------ Entries supplied

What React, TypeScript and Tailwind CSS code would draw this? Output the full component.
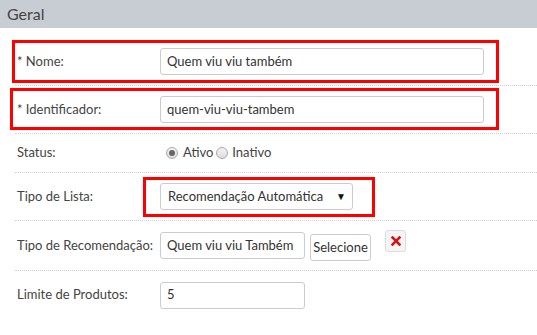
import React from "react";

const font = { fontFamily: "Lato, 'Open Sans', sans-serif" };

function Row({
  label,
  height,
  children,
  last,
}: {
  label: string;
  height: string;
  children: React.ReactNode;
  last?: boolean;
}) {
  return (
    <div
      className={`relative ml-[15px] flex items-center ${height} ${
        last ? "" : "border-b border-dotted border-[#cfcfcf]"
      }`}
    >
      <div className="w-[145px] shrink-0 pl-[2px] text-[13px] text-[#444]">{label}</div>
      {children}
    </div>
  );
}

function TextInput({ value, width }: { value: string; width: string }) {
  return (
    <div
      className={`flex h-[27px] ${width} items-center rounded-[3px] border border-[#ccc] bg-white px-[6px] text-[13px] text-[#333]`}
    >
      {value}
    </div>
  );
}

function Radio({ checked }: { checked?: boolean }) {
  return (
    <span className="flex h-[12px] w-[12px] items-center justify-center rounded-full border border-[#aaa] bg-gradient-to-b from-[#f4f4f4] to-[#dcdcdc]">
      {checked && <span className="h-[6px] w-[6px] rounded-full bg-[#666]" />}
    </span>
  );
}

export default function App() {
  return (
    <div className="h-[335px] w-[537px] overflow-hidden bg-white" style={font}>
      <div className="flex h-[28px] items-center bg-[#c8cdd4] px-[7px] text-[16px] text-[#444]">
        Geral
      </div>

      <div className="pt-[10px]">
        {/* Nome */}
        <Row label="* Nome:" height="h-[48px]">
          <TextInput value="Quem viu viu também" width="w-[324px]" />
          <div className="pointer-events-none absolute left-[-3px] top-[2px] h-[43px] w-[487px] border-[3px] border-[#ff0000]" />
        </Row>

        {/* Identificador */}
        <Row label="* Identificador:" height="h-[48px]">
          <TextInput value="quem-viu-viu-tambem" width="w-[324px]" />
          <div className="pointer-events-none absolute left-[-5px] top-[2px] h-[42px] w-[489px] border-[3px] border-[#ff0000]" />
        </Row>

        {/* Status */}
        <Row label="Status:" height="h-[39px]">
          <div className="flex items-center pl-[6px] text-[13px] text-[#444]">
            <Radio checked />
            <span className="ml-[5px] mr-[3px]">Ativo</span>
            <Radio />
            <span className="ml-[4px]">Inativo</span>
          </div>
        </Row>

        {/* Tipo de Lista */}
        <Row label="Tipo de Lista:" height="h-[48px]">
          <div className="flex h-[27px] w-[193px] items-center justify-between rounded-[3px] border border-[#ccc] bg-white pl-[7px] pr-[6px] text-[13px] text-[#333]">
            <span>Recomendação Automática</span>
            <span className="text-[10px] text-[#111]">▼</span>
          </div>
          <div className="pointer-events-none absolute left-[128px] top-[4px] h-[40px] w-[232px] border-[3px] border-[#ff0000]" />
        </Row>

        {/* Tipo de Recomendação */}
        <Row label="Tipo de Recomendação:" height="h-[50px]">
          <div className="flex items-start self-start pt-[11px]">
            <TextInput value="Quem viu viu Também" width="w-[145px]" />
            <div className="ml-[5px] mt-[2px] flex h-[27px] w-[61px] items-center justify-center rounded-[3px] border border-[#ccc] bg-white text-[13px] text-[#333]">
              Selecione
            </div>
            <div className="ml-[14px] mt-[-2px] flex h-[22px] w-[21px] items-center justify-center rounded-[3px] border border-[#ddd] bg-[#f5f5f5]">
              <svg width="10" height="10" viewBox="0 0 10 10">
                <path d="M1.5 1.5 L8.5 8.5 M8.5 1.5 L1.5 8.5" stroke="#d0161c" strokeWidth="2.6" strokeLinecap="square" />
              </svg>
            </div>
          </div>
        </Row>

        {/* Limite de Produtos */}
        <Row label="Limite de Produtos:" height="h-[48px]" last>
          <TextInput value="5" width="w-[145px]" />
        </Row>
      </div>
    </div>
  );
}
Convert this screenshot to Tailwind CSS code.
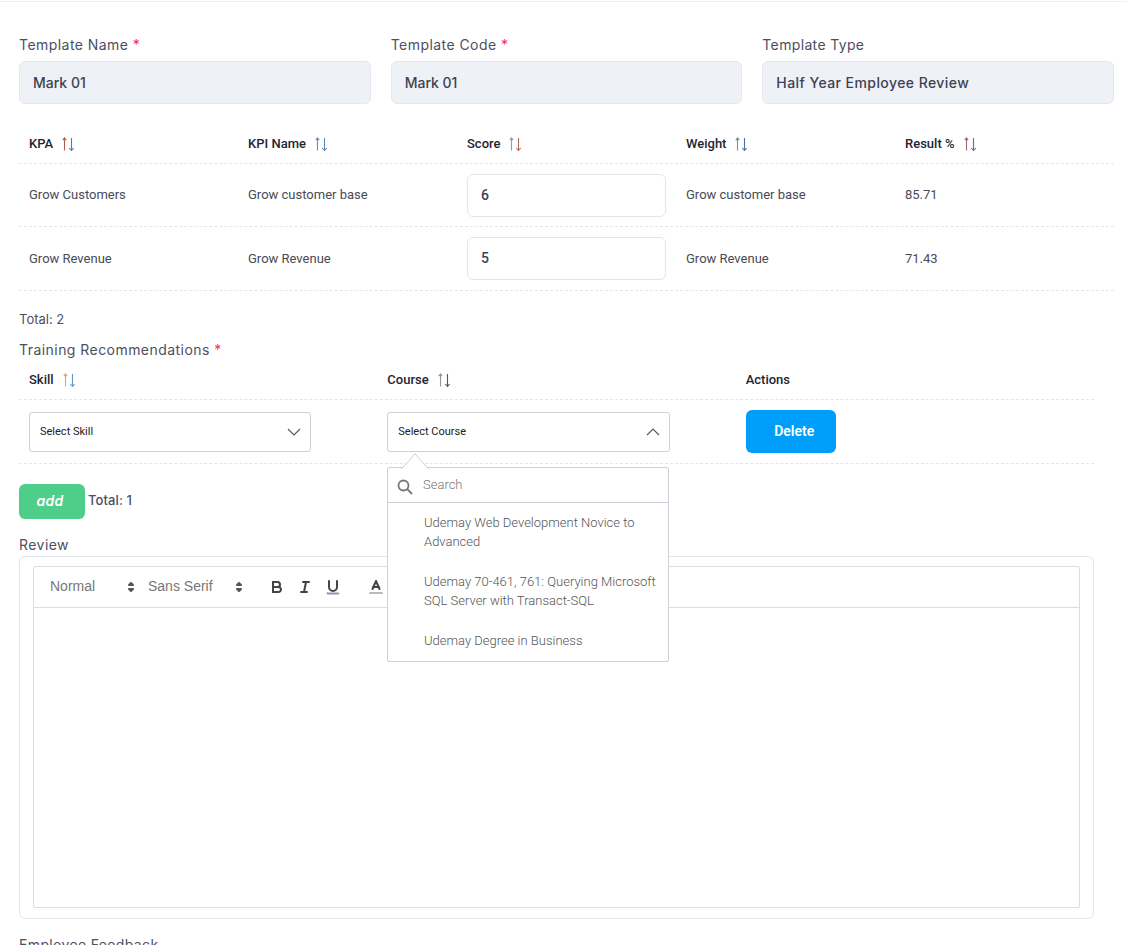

------------

◆ **Task objective**: Repeat each record exactly, with the pictures left out.

◆ **Answer**:
What React, TypeScript and Tailwind CSS code would draw this? Output the full component.
import React from "react";

const font = { fontFamily: "Lato, 'Open Sans', sans-serif" };

function Row({
  label,
  height,
  children,
  last,
}: {
  label: string;
  height: string;
  children: React.ReactNode;
  last?: boolean;
}) {
  return (
    <div
      className={`relative ml-[15px] flex items-center ${height} ${
        last ? "" : "border-b border-dotted border-[#cfcfcf]"
      }`}
    >
      <div className="w-[145px] shrink-0 pl-[2px] text-[13px] text-[#444]">{label}</div>
      {children}
    </div>
  );
}

function TextInput({ value, width }: { value: string; width: string }) {
  return (
    <div
      className={`flex h-[27px] ${width} items-center rounded-[3px] border border-[#ccc] bg-white px-[6px] text-[13px] text-[#333]`}
    >
      {value}
    </div>
  );
}

function Radio({ checked }: { checked?: boolean }) {
  return (
    <span className="flex h-[12px] w-[12px] items-center justify-center rounded-full border border-[#aaa] bg-gradient-to-b from-[#f4f4f4] to-[#dcdcdc]">
      {checked && <span className="h-[6px] w-[6px] rounded-full bg-[#666]" />}
    </span>
  );
}

export default function App() {
  return (
    <div className="h-[335px] w-[537px] overflow-hidden bg-white" style={font}>
      <div className="flex h-[28px] items-center bg-[#c8cdd4] px-[7px] text-[16px] text-[#444]">
        Geral
      </div>

      <div className="pt-[10px]">
        {/* Nome */}
        <Row label="* Nome:" height="h-[48px]">
          <TextInput value="Quem viu viu também" width="w-[324px]" />
          <div className="pointer-events-none absolute left-[-3px] top-[2px] h-[43px] w-[487px] border-[3px] border-[#ff0000]" />
        </Row>

        {/* Identificador */}
        <Row label="* Identificador:" height="h-[48px]">
          <TextInput value="quem-viu-viu-tambem" width="w-[324px]" />
          <div className="pointer-events-none absolute left-[-5px] top-[2px] h-[42px] w-[489px] border-[3px] border-[#ff0000]" />
        </Row>

        {/* Status */}
        <Row label="Status:" height="h-[39px]">
          <div className="flex items-center pl-[6px] text-[13px] text-[#444]">
            <Radio checked />
            <span className="ml-[5px] mr-[3px]">Ativo</span>
            <Radio />
            <span className="ml-[4px]">Inativo</span>
          </div>
        </Row>

        {/* Tipo de Lista */}
        <Row label="Tipo de Lista:" height="h-[48px]">
          <div className="flex h-[27px] w-[193px] items-center justify-between rounded-[3px] border border-[#ccc] bg-white pl-[7px] pr-[6px] text-[13px] text-[#333]">
            <span>Recomendação Automática</span>
            <span className="text-[10px] text-[#111]">▼</span>
          </div>
          <div className="pointer-events-none absolute left-[128px] top-[4px] h-[40px] w-[232px] border-[3px] border-[#ff0000]" />
        </Row>

        {/* Tipo de Recomendação */}
        <Row label="Tipo de Recomendação:" height="h-[50px]">
          <div className="flex items-start self-start pt-[11px]">
            <TextInput value="Quem viu viu Também" width="w-[145px]" />
            <div className="ml-[5px] mt-[2px] flex h-[27px] w-[61px] items-center justify-center rounded-[3px] border border-[#ccc] bg-white text-[13px] text-[#333]">
              Selecione
            </div>
            <div className="ml-[14px] mt-[-2px] flex h-[22px] w-[21px] items-center justify-center rounded-[3px] border border-[#ddd] bg-[#f5f5f5]">
              <svg width="10" height="10" viewBox="0 0 10 10">
                <path d="M1.5 1.5 L8.5 8.5 M8.5 1.5 L1.5 8.5" stroke="#d0161c" strokeWidth="2.6" strokeLinecap="square" />
              </svg>
            </div>
          </div>
        </Row>

        {/* Limite de Produtos */}
        <Row label="Limite de Produtos:" height="h-[48px]" last>
          <TextInput value="5" width="w-[145px]" />
        </Row>
      </div>
    </div>
  );
}
Convert this screenshot to Tailwind CSS code.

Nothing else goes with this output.